Her husband, Addam, is minister for the Peach Tree Lane Church of Christ in Yuba City, Calif., which meets about 35 miles south of the Oroville Dam. The local sheriff's department asked the Heltsleys — and about 188,000 other Californians who live downstream from the dam — to leave their homes for higher ground Feb. 12.

One of Addam and Sarah Heltsley's children, Addie, who has cerebral palsy, won a 2014 contest to receive free feeding tube food for a year — thanks in part to votes from Christian Chronicle readers. A few months later, Addie Heltsley battled Darth Vader. (PHOTO PROVIDED) 
Waters in the Oroville Dam, in the foothills of the Sierra Nevada mountains, have risen rapidly this winter due to heavy rain and snow — following five years of severe drought in California. Last week, a gaping hole appeared in the dam's main spillway, prompting state officials to begin releasing water into an emergency spillway for the first time in the reservoir's 49-year history, USA Today reports.

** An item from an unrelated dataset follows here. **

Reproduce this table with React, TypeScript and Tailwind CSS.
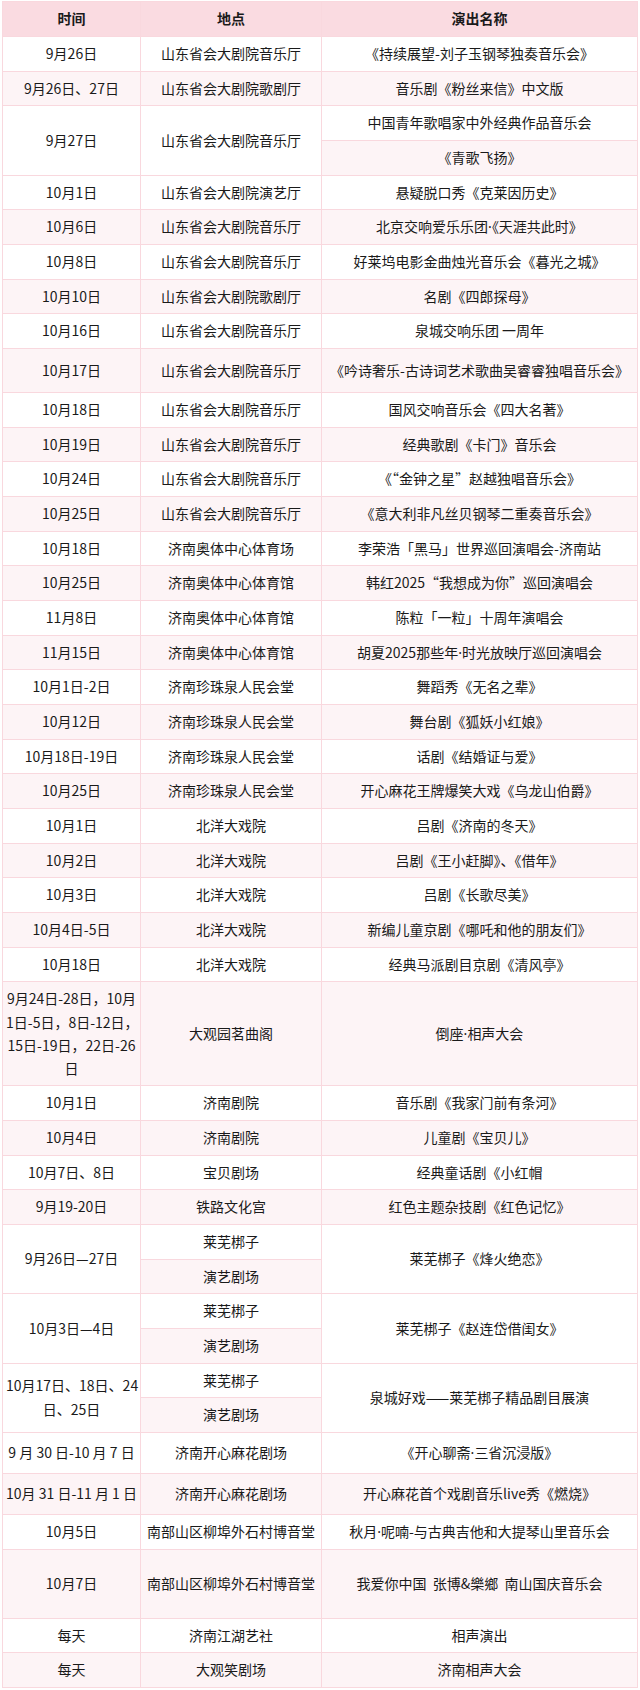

Though the dam itself is intact, erosion on the emergency spillway could cause the spillway to fail, resulting in severe flooding in downriver communities.

"When we left, our neighborhood was completely barren of cars and very quiet," Sarah Heltsley said. However, "the roads leaving out of the evacuation zone were completely plugged — double lanes of traffic on one-way roads. What is normally a 15-minute drive (to nearby Sutter, Calif.) took us almost three hours."

As his family waits for news, Addam Heltsley is helping at a nearby shelter, making sure that the homeless evacuated from their community have their medications and helping them find rides to places they can stay long term if needed. 
The minister serves as a board member for the Regional Emergency Shelter Team, or REST, a resource for the homeless. A fellow board member is housing the family.

The Heltsleys, safe in Sutter, Calif. (PHOTO PROVIDED)

"Our biggest prayer right now is that the DWR (Department of Water Reources) working on the dam is locating the issues and can come up with a plan regarding the dam," Sarah Heltsley said, "and that everyone stays safe."